Troy in Nicosia:The Women's War


History was made on Sunday 17 November 2019 in Nicosia, Cyprus. The story of the fall of Troy was heard in the National Theatre entirely in the voices of women. The ten-hour staged reading of a Greek translation of Natalie Haynes’ powerful novel A Thousand Ships, translated, directed and stage-managed by an all-female team, led by my own former PhD student Magdalena Zira and Athenetta Kasiou, was sold out. Women claimed this ancient story decisively for themselves.

Over the centuries, many women have been involved with translating, adapting and performing Homer’s Odyssey, regarded as somehow lighter, less profound and more domestically focussed than the Iliad. A very few brave women have discussed, translated and adapted the Iliad, despite its heavy emphasis on testosterone-driven conflict. A friend and former student of mine named Lynn Kozak performed the entire Iliad in a Montreal bar while pregnant.

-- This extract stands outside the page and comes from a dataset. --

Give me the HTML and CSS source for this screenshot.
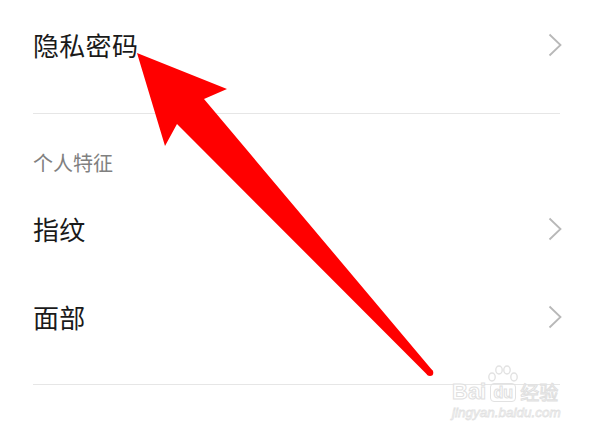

But Sunday’s collective act of taking all power over the Troy narrative away from a male bardic narrator and his dominantly male agents/speakers was breathtakingly radical. Haynes’ novel scours other ancient sources to fill out her beautifully drawn female characters.

We hear the Muse’s frustration with Homer’s androcentric focus. We hear from women who were killed before and during the war (Iphigenia, Polyxena, Creusa). We hear from women whose entire families were butchered yet who must cope with being sexually coerced by the conquerors. We hear from the Amazon Penthesilea, the nymph Oenone, the goddess Gaia, several widows, bereaved mothers, and Penelope, stranded in Ithaca for twenty years with a child, an ageing father-in-law, and a hundred unwanted male squatters.

The effect, when delivered by expert women actors (the standout was Nede Antoniades’ blistering, witty Penelope), was that of a grand tragic oratorio. It retained all the stately grandeur and heartrending humanity of Homer’s poem, but opened up a whole world of female suffering (and child suffering), courage and resilience. This made the ghastly consequences of the Trojan War seem even more universally significant.

The emotional electricity in the beautifully restored old auditorium was palpable. The event was epic in every sense of the term. I was thrilled to be present and so high by the conclusion that I sang Flower of Scotland rather too loudly with some victorious Scottish football fans (female of course) in a taverna later. Because The Night, like Homeric Epic, belongs to Women too.